State how many lines in the listing below include the word "styles", and add nothing besides the number.
--- start of Source material ---
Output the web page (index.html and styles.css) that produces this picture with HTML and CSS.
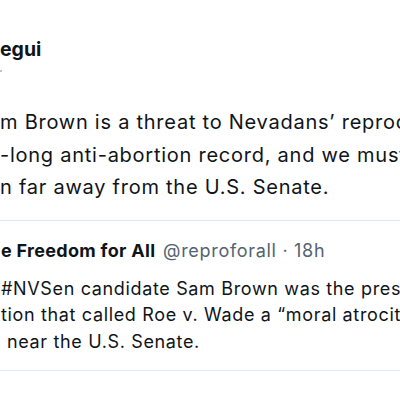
FILE: index.html
```html
<!DOCTYPE html>
<html>
<head>
<meta charset="utf-8">
<link rel="stylesheet" href="styles.css">
</head>
<body>
<div class="tweet">
  <div class="author">
    <span class="name">egui</span>
    <span class="handle-dot"></span>
  </div>
  <div class="text">
    <div class="line">m Brown is a threat to Nevadans’ reproductive freedom.</div>
    <div class="line">-long anti-abortion record, and we must keep</div>
    <div class="line">n far away from the U.S. Senate.</div>
  </div>
  <div class="quote">
    <div class="qhead">
      <span class="qname">e Freedom for All</span>
      <span class="qhandle">@reproforall · 18h</span>
    </div>
    <div class="qtext">
      <div class="line">#NVSen candidate Sam Brown was the president</div>
      <div class="line">tion that called Roe v. Wade a “moral atrocity.”</div>
      <div class="line indent">near the U.S. Senate.</div>
    </div>
  </div>
</div>
</body>
</html>
```
FILE: styles.css
```css
html, body {
  margin: 0;
  padding: 0;
  background: #ffffff;
  overflow: hidden;
  width: 400px;
  height: 400px;
}
.tweet {
  font-family: Inter, "Noto Sans", sans-serif;
  color: #0f1419;
  padding-top: 37px;
}
.author {
  display: flex;
  flex-direction: column;
  height: 69px;
}
.name {
  font-weight: 700;
  font-size: 19.5px;
  line-height: 24px;
  letter-spacing: 0px;
}
.handle-dot {
  display: block;
  width: 2px;
  height: 2px;
  margin-top: 9px;
  background: #a7b1ba;
  border-radius: 1px;
}
.text {
  font-size: 20px;
  line-height: 32.5px;
  letter-spacing: 0.75px;
}
.line {
  white-space: nowrap;
}
.quote {
  margin-top: 16px;
  margin-left: -40px;
  width: 480px;
  border: 1px solid #e3e8ec;
  border-radius: 16px;
  padding: 18.5px 0 15px 40px;
  box-sizing: border-box;
}
.qhead {
  font-size: 18px;
  line-height: 24px;
  letter-spacing: 0.7px;
  white-space: nowrap;
}
.qname {
  font-weight: 700;
  letter-spacing: 0.3px;
}
.qhandle {
  color: #536471;
  margin-left: 2px;
}
.qtext {
  margin-top: 12.7px;
  font-size: 18px;
  line-height: 26.5px;
  letter-spacing: 0.65px;
}
.indent {
  padding-left: 6px;
}
```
--- end of Source material ---
→ **Solution below**
3